▶ **Prompt**:
Do not include the pictures; repeat the rest of the data exactly.

▶ **Data in this exercise**:
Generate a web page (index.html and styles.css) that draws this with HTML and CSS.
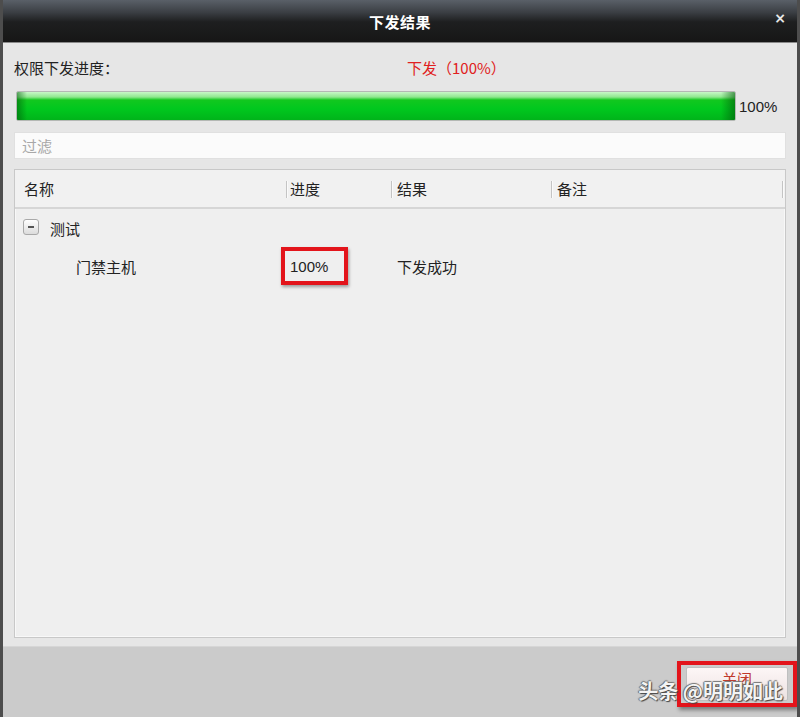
FILE: index.html
```html
<!DOCTYPE html>
<html lang="zh">
<head>
<meta charset="utf-8">
<title>下发结果</title>
<link rel="stylesheet" href="styles.css">
</head>
<body>
<div class="window">
  <div class="titlebar">
    <span class="title">下发结果</span>
    <span class="close">×</span>
  </div>
  <div class="content">
    <div class="status-row">
      <span class="status-label">权限下发进度：</span>
      <span class="status-value">下发（100%）</span>
    </div>
    <div class="progress-row">
      <div class="progress"><div class="progress-fill" style="width:100%"></div></div>
      <span class="progress-text">100%</span>
    </div>
    <div class="filter">过滤</div>
    <div class="table">
      <div class="thead">
        <div class="th c1">名称</div>
        <div class="th c2"><span class="sep"></span>进度</div>
        <div class="th c3"><span class="sep"></span>结果</div>
        <div class="th c4"><span class="sep"></span>备注<span class="sep end"></span></div>
      </div>
      <div class="tr">
        <div class="td c1 group"><span class="toggle"><span class="minus"></span></span>测试</div>
      </div>
      <div class="tr">
        <div class="td c1 child">门禁主机</div>
        <div class="td c2"><span class="highlight">100%</span></div>
        <div class="td c3">下发成功</div>
        <div class="td c4"></div>
      </div>
    </div>
  </div>
  <div class="footer">
    <div class="btn-wrap">
      <button class="btn">关闭</button>
    </div>
    <span class="watermark">头条 @明明如此</span>
  </div>
</div>
</body>
</html>
```

FILE: styles.css
```css
html, body {
  margin: 0;
  padding: 0;
  background: #cfcfcf;
}
body {
  font-family: "Noto Sans CJK SC", "Noto Sans", sans-serif;
  color: #222;
}
.window {
  width: 800px;
  height: 717px;
  box-sizing: border-box;
  display: flex;
  flex-direction: column;
  border-left: 3px solid #4d4d4d;
  border-right: 3px solid #4d4d4d;
  background: #e6e6e6;
  overflow: hidden;
  position: relative;
}
.titlebar {
  height: 43px;
  flex: none;
  display: flex;
  align-items: center;
  justify-content: center;
  position: relative;
  background: linear-gradient(#5a6068 0%, #3a3e43 30%, #1e1f20 52%, #161616 100%);
  border-bottom: 1px solid #8a8a8a;
  box-sizing: border-box;
}
.title {
  color: #fff;
  font-size: 15px;
  font-weight: bold;
  letter-spacing: 0.5px;
}
.close {
  position: absolute;
  right: 11px;
  top: 10px;
  color: #e8e8e8;
  font-family: "DejaVu Sans", sans-serif;
  font-weight: bold;
  font-size: 14px;
}
.content {
  flex: 1;
  display: flex;
  flex-direction: column;
  padding: 0 11px 0 11px;
  background: #e6e6e6;
  min-height: 0;
}
.status-row {
  height: 47px;
  display: flex;
  align-items: center;
  font-size: 15px;
  padding-top: 1px;
  box-sizing: border-box;
}
.status-label {
  width: 393px;
  color: #222;
}
.status-value {
  color: #e02020;
}
.progress-row {
  display: flex;
  align-items: center;
  margin-left: 2px;
  height: 32px;
}
.progress {
  width: 720px;
  height: 30px;
  box-sizing: border-box;
  border: 1px solid #b4b8b4;
  border-radius: 2px;
  background: #f4f4f4;
  overflow: hidden;
}
.progress-fill {
  height: 100%;
  background:
    linear-gradient(90deg, rgba(0,90,10,0.55) 0px, rgba(0,90,10,0) 10px, rgba(0,90,10,0) calc(100% - 14px), rgba(0,90,10,0.6) 100%),
    linear-gradient(#c8f7c8 0px, #8fe88f 5px, #12c81f 8px, #00c81e 60%, #00b41a 100%);
}
.progress-text {
  margin-left: 3px;
  font-family: "Liberation Sans", Arial, sans-serif;
  font-size: 15px;
  color: #222;
}
.filter {
  margin-top: 10px;
  height: 27px;
  box-sizing: border-box;
  background: #fbfbfb;
  border: 1px solid #e0e0e0;
  color: #a8a8a8;
  font-size: 15px;
  line-height: 25px;
  padding-left: 7px;
}
.table {
  margin-top: 10px;
  margin-bottom: 8px;
  flex: 1;
  background: #efefef;
  border: 1px solid #c8c8c8;
  box-shadow: inset 0 0 0 1px #f8f8f8;
}
.thead {
  display: flex;
  height: 37px;
  background: #f1f1f1;
  border-bottom: 2px solid #d6d6d6;
  font-size: 15px;
}
.th, .td {
  display: flex;
  align-items: center;
  position: relative;
  box-sizing: border-box;
}
.c1 { width: 271px; padding-left: 9px; }
.c2 { width: 105px; padding-left: 4px; }
.c3 { width: 160px; padding-left: 6px; }
.c4 { width: 232px; padding-left: 6px; }
.sep {
  position: absolute;
  left: 0;
  top: 11px;
  height: 17px;
  width: 1px;
  background: #c4c4c4;
  box-shadow: 1px 0 0 #fafafa;
}
.sep.end {
  left: auto;
  right: 0;
}
.tr {
  display: flex;
  height: 38px;
  font-size: 15px;
}
.tr:first-of-type {
  height: 39px;
}
.group {
  padding-left: 8px;
}
.toggle {
  width: 14px;
  height: 14px;
  border: 1px solid #a9a9a9;
  border-radius: 3px;
  background: linear-gradient(#ffffff, #dcdcdc);
  display: inline-flex;
  align-items: center;
  justify-content: center;
  margin-right: 11px;
  margin-top: -2px;
}
.minus {
  width: 6px;
  height: 2px;
  background: #555;
}
.child {
  padding-left: 61px;
}
.highlight {
  display: inline-flex;
  align-items: center;
  height: 38px;
  box-sizing: border-box;
  border: 4px solid #e3141b;
  padding: 0 16px 0 5px;
  margin-left: -9px;
  box-shadow: 1px 2px 3px rgba(0,0,0,0.35);
  font-family: "Liberation Sans", Arial, sans-serif;
  font-size: 15px;
}
.footer {
  height: 70px;
  flex: none;
  background: #cbcbcb;
  border-top: 1px solid #d6d6d6;
  display: flex;
  justify-content: flex-end;
  align-items: flex-start;
  position: relative;
}
.btn-wrap {
  margin-top: 14px;
  margin-right: 0;
  border: 4px solid #e3141b;
  padding: 1px 5px 2px 5px;
  box-shadow: 2px 3px 4px rgba(0,0,0,0.4);
}
.btn {
  width: 102px;
  height: 34px;
  border: 1px solid #bfbfbf;
  border-radius: 2px;
  background: linear-gradient(#fdf6f6, #ece2e2);
  color: #c0392b;
  font-family: "Noto Sans CJK SC", sans-serif;
  font-size: 15px;
  padding: 0 0 10px 0;
  box-sizing: border-box;
  line-height: 22px;
}
.watermark {
  position: absolute;
  right: 14px;
  top: 29px;
  font-size: 20px;
  color: #f4f4f4;
  font-weight: bold;
  letter-spacing: 0;
  text-shadow: 1px 1px 1px #444, -1px 0 1px #666, 0 -1px 1px #777;
}
```
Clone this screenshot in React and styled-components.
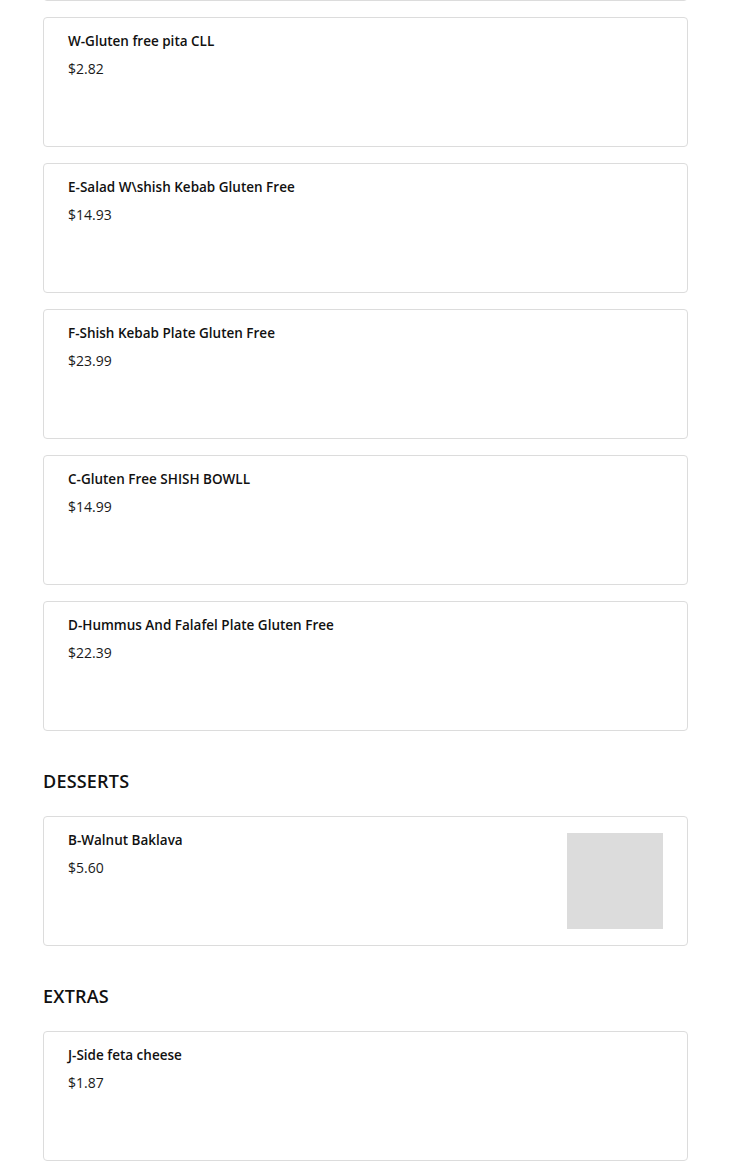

▶ **Task response**:
Generate a web page (index.html and styles.css) that draws this with HTML and CSS.
FILE: index.html
```html
<!DOCTYPE html>
<html lang="zh">
<head>
<meta charset="utf-8">
<title>下发结果</title>
<link rel="stylesheet" href="styles.css">
</head>
<body>
<div class="window">
  <div class="titlebar">
    <span class="title">下发结果</span>
    <span class="close">×</span>
  </div>
  <div class="content">
    <div class="status-row">
      <span class="status-label">权限下发进度：</span>
      <span class="status-value">下发（100%）</span>
    </div>
    <div class="progress-row">
      <div class="progress"><div class="progress-fill" style="width:100%"></div></div>
      <span class="progress-text">100%</span>
    </div>
    <div class="filter">过滤</div>
    <div class="table">
      <div class="thead">
        <div class="th c1">名称</div>
        <div class="th c2"><span class="sep"></span>进度</div>
        <div class="th c3"><span class="sep"></span>结果</div>
        <div class="th c4"><span class="sep"></span>备注<span class="sep end"></span></div>
      </div>
      <div class="tr">
        <div class="td c1 group"><span class="toggle"><span class="minus"></span></span>测试</div>
      </div>
      <div class="tr">
        <div class="td c1 child">门禁主机</div>
        <div class="td c2"><span class="highlight">100%</span></div>
        <div class="td c3">下发成功</div>
        <div class="td c4"></div>
      </div>
    </div>
  </div>
  <div class="footer">
    <div class="btn-wrap">
      <button class="btn">关闭</button>
    </div>
    <span class="watermark">头条 @明明如此</span>
  </div>
</div>
</body>
</html>
```

FILE: styles.css
```css
html, body {
  margin: 0;
  padding: 0;
  background: #cfcfcf;
}
body {
  font-family: "Noto Sans CJK SC", "Noto Sans", sans-serif;
  color: #222;
}
.window {
  width: 800px;
  height: 717px;
  box-sizing: border-box;
  display: flex;
  flex-direction: column;
  border-left: 3px solid #4d4d4d;
  border-right: 3px solid #4d4d4d;
  background: #e6e6e6;
  overflow: hidden;
  position: relative;
}
.titlebar {
  height: 43px;
  flex: none;
  display: flex;
  align-items: center;
  justify-content: center;
  position: relative;
  background: linear-gradient(#5a6068 0%, #3a3e43 30%, #1e1f20 52%, #161616 100%);
  border-bottom: 1px solid #8a8a8a;
  box-sizing: border-box;
}
.title {
  color: #fff;
  font-size: 15px;
  font-weight: bold;
  letter-spacing: 0.5px;
}
.close {
  position: absolute;
  right: 11px;
  top: 10px;
  color: #e8e8e8;
  font-family: "DejaVu Sans", sans-serif;
  font-weight: bold;
  font-size: 14px;
}
.content {
  flex: 1;
  display: flex;
  flex-direction: column;
  padding: 0 11px 0 11px;
  background: #e6e6e6;
  min-height: 0;
}
.status-row {
  height: 47px;
  display: flex;
  align-items: center;
  font-size: 15px;
  padding-top: 1px;
  box-sizing: border-box;
}
.status-label {
  width: 393px;
  color: #222;
}
.status-value {
  color: #e02020;
}
.progress-row {
  display: flex;
  align-items: center;
  margin-left: 2px;
  height: 32px;
}
.progress {
  width: 720px;
  height: 30px;
  box-sizing: border-box;
  border: 1px solid #b4b8b4;
  border-radius: 2px;
  background: #f4f4f4;
  overflow: hidden;
}
.progress-fill {
  height: 100%;
  background:
    linear-gradient(90deg, rgba(0,90,10,0.55) 0px, rgba(0,90,10,0) 10px, rgba(0,90,10,0) calc(100% - 14px), rgba(0,90,10,0.6) 100%),
    linear-gradient(#c8f7c8 0px, #8fe88f 5px, #12c81f 8px, #00c81e 60%, #00b41a 100%);
}
.progress-text {
  margin-left: 3px;
  font-family: "Liberation Sans", Arial, sans-serif;
  font-size: 15px;
  color: #222;
}
.filter {
  margin-top: 10px;
  height: 27px;
  box-sizing: border-box;
  background: #fbfbfb;
  border: 1px solid #e0e0e0;
  color: #a8a8a8;
  font-size: 15px;
  line-height: 25px;
  padding-left: 7px;
}
.table {
  margin-top: 10px;
  margin-bottom: 8px;
  flex: 1;
  background: #efefef;
  border: 1px solid #c8c8c8;
  box-shadow: inset 0 0 0 1px #f8f8f8;
}
.thead {
  display: flex;
  height: 37px;
  background: #f1f1f1;
  border-bottom: 2px solid #d6d6d6;
  font-size: 15px;
}
.th, .td {
  display: flex;
  align-items: center;
  position: relative;
  box-sizing: border-box;
}
.c1 { width: 271px; padding-left: 9px; }
.c2 { width: 105px; padding-left: 4px; }
.c3 { width: 160px; padding-left: 6px; }
.c4 { width: 232px; padding-left: 6px; }
.sep {
  position: absolute;
  left: 0;
  top: 11px;
  height: 17px;
  width: 1px;
  background: #c4c4c4;
  box-shadow: 1px 0 0 #fafafa;
}
.sep.end {
  left: auto;
  right: 0;
}
.tr {
  display: flex;
  height: 38px;
  font-size: 15px;
}
.tr:first-of-type {
  height: 39px;
}
.group {
  padding-left: 8px;
}
.toggle {
  width: 14px;
  height: 14px;
  border: 1px solid #a9a9a9;
  border-radius: 3px;
  background: linear-gradient(#ffffff, #dcdcdc);
  display: inline-flex;
  align-items: center;
  justify-content: center;
  margin-right: 11px;
  margin-top: -2px;
}
.minus {
  width: 6px;
  height: 2px;
  background: #555;
}
.child {
  padding-left: 61px;
}
.highlight {
  display: inline-flex;
  align-items: center;
  height: 38px;
  box-sizing: border-box;
  border: 4px solid #e3141b;
  padding: 0 16px 0 5px;
  margin-left: -9px;
  box-shadow: 1px 2px 3px rgba(0,0,0,0.35);
  font-family: "Liberation Sans", Arial, sans-serif;
  font-size: 15px;
}
.footer {
  height: 70px;
  flex: none;
  background: #cbcbcb;
  border-top: 1px solid #d6d6d6;
  display: flex;
  justify-content: flex-end;
  align-items: flex-start;
  position: relative;
}
.btn-wrap {
  margin-top: 14px;
  margin-right: 0;
  border: 4px solid #e3141b;
  padding: 1px 5px 2px 5px;
  box-shadow: 2px 3px 4px rgba(0,0,0,0.4);
}
.btn {
  width: 102px;
  height: 34px;
  border: 1px solid #bfbfbf;
  border-radius: 2px;
  background: linear-gradient(#fdf6f6, #ece2e2);
  color: #c0392b;
  font-family: "Noto Sans CJK SC", sans-serif;
  font-size: 15px;
  padding: 0 0 10px 0;
  box-sizing: border-box;
  line-height: 22px;
}
.watermark {
  position: absolute;
  right: 14px;
  top: 29px;
  font-size: 20px;
  color: #f4f4f4;
  font-weight: bold;
  letter-spacing: 0;
  text-shadow: 1px 1px 1px #444, -1px 0 1px #666, 0 -1px 1px #777;
}
```
Clone this screenshot in React and styled-components.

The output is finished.